2005/01/20

O MESTRE DE JUDO


Á medida que o progresso se instala, o homem tende a assemelhar-se às máquinas que inventa e utiliza.

Se não está no manual de computador, se o chefe não diz, se o vizinho não faz, se o patrão não pensa assim, então não interessa, então não é para aplicar e, muito menos para questionar ou, pensar em desenvolver.

Cada vez se pensa menos, cada vez se olha mais para o próprio umbigo e se procura a sobrevivência individual: desde que não nos toque a nós, o problema é apenas do próximo que, de preferência, se deve afastar qual leproso, o mais rápido possível.

Se Galileu vivesse no nosso século, não sei se se atreveria a imaginar que a Terra era redonda, dado o peso da economia de mercado e dos meios de comunicação por ela controlados.

Vivemos surdos e, principalmente mudos... raciocinamos mas não nos atrevemos a expressar as ideias em voz alta, se não se encontrarem de acordo com o catálogo de regras e regulamentos. Nos dias de hoje, não se ouvirá alguém gritar: “O Rei vai Nu”.

Seguramente, Jesus Cristo seria crucificado antes de ter oportunidade de pregar os seus ideais, e ao seu lado estariam o "bom" humanista e o "mau" sindicalista.

Se ao menos tivéssemos a coragem e a tenacidade do meu amigo Fernando.

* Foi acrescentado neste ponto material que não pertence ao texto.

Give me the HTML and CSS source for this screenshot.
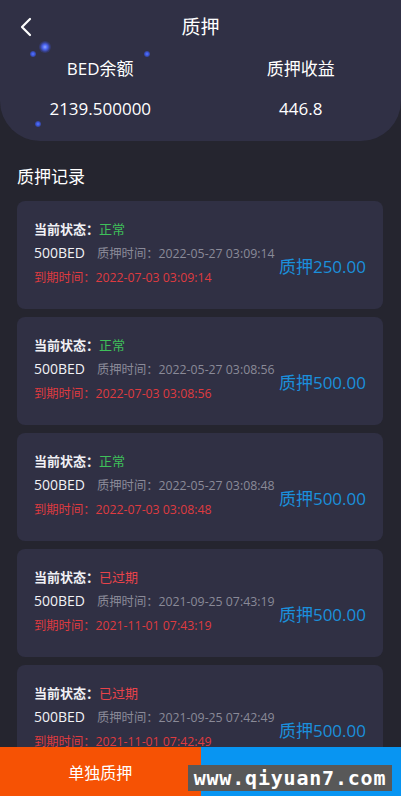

Em pequeno, como sequela do sarampo, o Fernando ficou com uma surdez profunda que o atirou para um mundo, destinado a ser de silêncio e de incompreensão, onde tudo o que é diferente está, por defeito, condenado a ser votado ao ostracismo.

Mas se Cedo a Natureza o privou de conhecer o chilrear dos pássaros, o sussurrar dos regatos e as tonalidades mágicas da música, também o dotou de um grande coração e de uma grande capacidade de lutar, de competir, de aprender e, até, de ensinar.

O Judo foi a sua forma de ouvir e de falar, ganhou o seu cinto negro e o grau de Mestre, com a persistência de quem não se conforma e sabe que se não reagir, não poderá contar com a ajuda de ninguém

Longas são as conversas que temos partilhado, em que a expressão, o olhar, o gesto e o sentimento, substituem a eloquência das palavras, por vezes, tão difíceis de pronunciar e, mais ainda, de compreender.

Com ele aprendi que a vitória ou a derrota estão na mente e no coração, na convicção com que partimos para vencer, ou no medo de agir que nos condena a perder.

Também me ensinou que a arma mais eficaz é a flexibilidade, aproveitar a força que se nos opõe de forma a que se torne proveitosa para nós.

E assim tem sido na vida, o meu amigo Fernando, mantendo-se de pé perante a adversidade, e, se necessário, sabendo cair bem para continuar a lutar.

Actualmente o Fernando nada ouve, nem a sua própria voz consegue escutar, foi forçado a reconstruir a sua linguagem e, não é raro vê-lo a falar para audiências que atingem as centenas de pessoas., porque ele consegue ouvir a voz do coração e falar para além das palavras.

O mundo que nos rodeia é cada vez mais de surdos, porque as pessoas estão a perder a capacidade de ouvir os outros.

O mundo que nos rodeia é, cada vez mais de mudos, porque as pessoas têm medo de expressar aquilo que são.

Que pena nem todos terem a capacidade de ouvir, falar e lutar, como o meu amigo Fernando...


Abrantes, 15 de Novembro de 2002
Eduardo Ramos de Morais
Posted by Hello

1 comentário:

@Memorex disse...

Realmente isto é absolutamente fascinante! Deveras surpreendida e emoncionada com o teu relato de um amigo íntimo além de ser Surdo e praticante de Arte Macial.

Desde tenra criança sempre tive a exacta necessidade de me afirmar no mundo extremadamente competitivo onde os valores de solidariedade vai desaparecendo pouco a pouco e as pessoas só se lembram disso quando acontece uma castratofe natural, infelizmente é de pouca duração. Mas nada comparada por uma gigantesca luta pela integridade.

Também sou Surda, embora não me apelidasse de Surda pq tenho uma fábrica poderosa que ela própria me apelida de Ouvinte.
Afinal coincidências há muitas, só não acredito como nas circunstãncias que nos leva a ditar o momento.